Other government programs, such as the National School Lunch Programs, provide basic necessities that children need to grow healthy bodies and minds. The program offers free or reduced-priced nutritious meals that are available throughout the year, even when school is not in session.

At the local level, programs are sprouting up to assist children in low-income areas. Many cities have nonprofit tutoring programs that help students close the educational gaps at little or no cost to parents. The Boston Public School district began an initiative in 2004 to develop programs that enhanced and expanded preschool education using improved curriculums and added resources. An evaluation found that not only did the program have a positive effect on children from low-income families, but it also closed more than half of the educational gap between those students and their more affluent peers.

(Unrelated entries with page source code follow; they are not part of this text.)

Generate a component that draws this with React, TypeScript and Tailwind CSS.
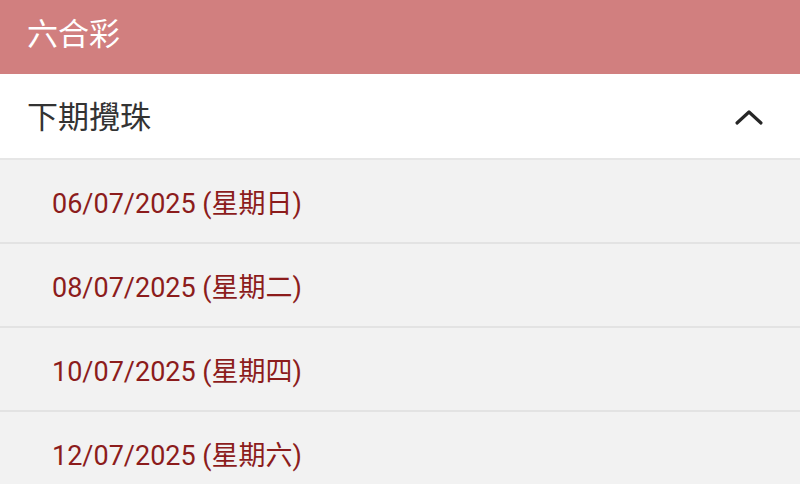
import React from 'react'

const draws = [
    '06/07/2025 (星期日)',
    '08/07/2025 (星期二)',
    '10/07/2025 (星期四)',
    '12/07/2025 (星期六)',
]

const ChevronUp = () => (
    <svg width="30" height="20" viewBox="0 0 30 20" fill="none">
        <path d="M3 16 L15 5 L27 16" stroke="#262626" strokeWidth="3.2" strokeLinecap="round" strokeLinejoin="round" />
    </svg>
)

const App = () => {
    return (
        <div
            className="w-[800px] h-[484px] overflow-hidden bg-[#f2f2f2]"
            style={{ fontFamily: 'Roboto, "Noto Sans CJK TC", sans-serif' }}
        >
            {/* Top bar */}
            <div className="h-[74px] bg-[#d17f7f] flex items-center px-[27px] pb-[6px]">
                <h1 className="text-[31px] text-white leading-none">六合彩</h1>
            </div>

            {/* Section header */}
            <div className="h-[86px] bg-white flex items-center justify-between pl-[27px] pr-[36px] pt-[2px] border-b-2 border-[#e6e6e6]">
                <h2 className="text-[31px] text-[#333333] leading-none">下期攪珠</h2>
                <ChevronUp />
            </div>

            {/* Draw dates */}
            <ul>
                {draws.map((d) => (
                    <li key={d} className="h-[84px] flex items-center pl-[52px] pt-[6px] border-b-2 border-[#e3e3e3]">
                        <span className="text-[27px] text-[#8c1c1c] leading-none">{d}</span>
                    </li>
                ))}
            </ul>
        </div>
    )
}

export default App
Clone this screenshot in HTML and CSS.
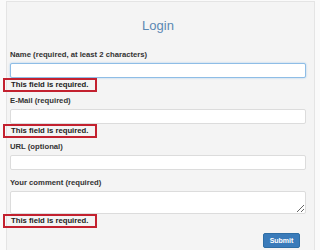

Because many parents in low-income brackets were not raised in an environment that encouraged learning, they don’t have the skills to help their own children. One program, Harlem Children’s Zone, seeks to change that. Manager Geoffrey Canada teaches pregnant mothers how to encourage children to develop their minds. Canada says that community resources such as school libraries, summer enrichment programs, after school programs and exposure to books are essential resources in giving low-income children a foundation on which to grow.

New York City’s successful high school choice initiative gives students the freedom to decide where they go to school. The district developed a number of smaller schools that students can opt into. The smaller schools foster stability and sustain an environment that encourages learning. Low-income students who participate have an increased graduation rate of 7 percent.

There is a growing tend to place heavier emphasis on helping pre-kindergarten children. Many lower-income children are already behind those with higher incomes when they enter kindergarten. If they don’t receive help, the gap widens. States are increasingly funding pre-kindergarten programs that address the needs of underprivileged children.